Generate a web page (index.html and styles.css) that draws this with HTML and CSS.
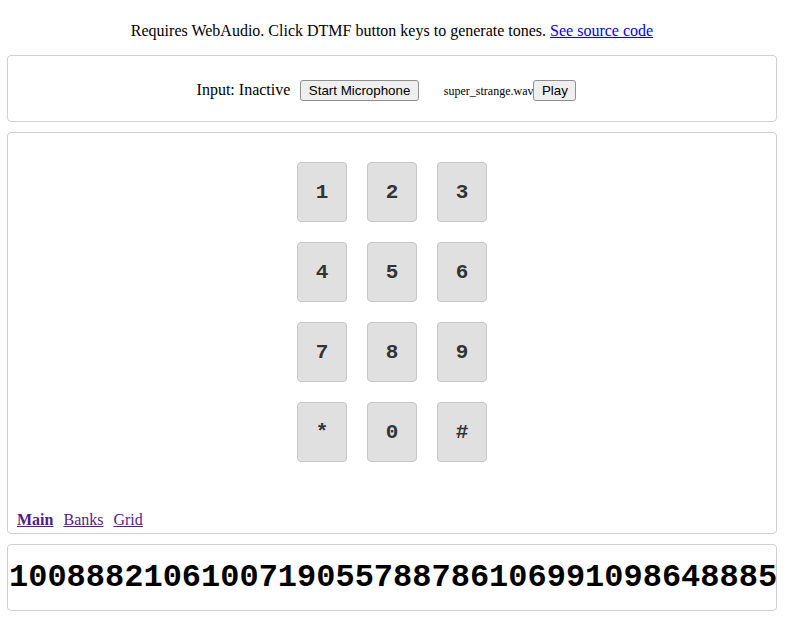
FILE: index.html
```html
<!DOCTYPE html>
<html>
<head>
<meta charset="utf-8">
<title>DTMF</title>
<link rel="stylesheet" href="styles.css">
</head>
<body>
<div class="page">
  <p class="intro">Requires WebAudio. Click DTMF button keys to generate tones. <a class="src" href="#">See source code</a></p>

  <div class="panel controls">
    <span class="status">Input: Inactive</span>
    <button class="btn mic">Start Microphone</button>
    <span class="file">super_strange.wav</span><button class="btn play">Play</button>
  </div>

  <div class="panel pad">
    <div class="keys">
      <div class="key">1</div>
      <div class="key">2</div>
      <div class="key">3</div>
      <div class="key">4</div>
      <div class="key">5</div>
      <div class="key">6</div>
      <div class="key">7</div>
      <div class="key">8</div>
      <div class="key">9</div>
      <div class="key">*</div>
      <div class="key">0</div>
      <div class="key">#</div>
    </div>
    <nav class="tabs">
      <a class="tab active" href="#">Main</a>
      <a class="tab" href="#">Banks</a>
      <a class="tab" href="#">Grid</a>
    </nav>
  </div>

  <div class="panel output">
    <div class="digits">1008882106100719055788786106991098648885</div>
  </div>
</div>
</body>
</html>
```

FILE: styles.css
```css
html, body {
  margin: 0;
  padding: 0;
  background: #fff;
}

body {
  font-family: "Liberation Serif", "Times New Roman", serif;
  font-size: 16px;
  color: #000;
  overflow: hidden;
}

.page {
  width: 770px;
  margin: 0 0 0 7px;
  padding-top: 1px;
}

.intro {
  text-align: center;
  margin: 21px 0 15px;
  line-height: 18px;
}

.src {
  color: #0000ee;
}

.panel {
  border: 1px solid #cfcfcf;
  border-radius: 4px;
  background: #fff;
}

.controls {
  display: flex;
  justify-content: center;
  align-items: baseline;
  padding: 24px 0 20px 0;
}

.status {
  margin-right: 10px;
}

.btn {
  font-family: "Liberation Sans", Arial, sans-serif;
  font-size: 13.33px;
  color: #000;
  background: #efefef;
  border: 1px solid #8f8f8f;
  border-radius: 3px;
  padding: 1px 7.5px;
  height: 21px;
  line-height: 17px;
}

.mic {
  margin-right: 25px;
}

.file {
  font-size: 12px;
}

.play {
  margin-right: 11px;
}

.pad {
  margin-top: 10px;
  height: 400px;
  display: flex;
  flex-direction: column;
  justify-content: space-between;
  padding: 0;
}

.keys {
  margin-top: 29px;
  align-self: center;
  display: grid;
  grid-template-columns: repeat(3, 50px);
  grid-auto-rows: 60px;
  gap: 20px;
}

.key {
  box-sizing: border-box;
  background: #e0e0e0;
  border: 1px solid #c8c8c8;
  border-radius: 4px;
  display: flex;
  align-items: center;
  justify-content: center;
  font-family: "Liberation Mono", "Courier New", monospace;
  font-weight: bold;
  font-size: 21px;
  color: #333;
  cursor: pointer;
}

.tabs {
  display: flex;
  gap: 10px;
  padding: 0 0 4px 9px;
  line-height: 18px;
}

.tab {
  color: #551a8b;
}

.active {
  font-weight: bold;
}

.output {
  margin-top: 10px;
  height: 65px;
  display: flex;
  align-items: center;
  overflow: hidden;
}

.digits {
  font-family: "Liberation Mono", "Courier New", monospace;
  font-weight: bold;
  font-size: 32px;
  line-height: 36px;
  padding-left: 1px;
  white-space: nowrap;
  color: #000;
}
```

• WRITTEN EXERCISE
Scan the material and collect every line that contains "styles".

• CORRECT OUTPUT
Generate a web page (index.html and styles.css) that draws this with HTML and CSS.
<link rel="stylesheet" href="styles.css">
FILE: styles.css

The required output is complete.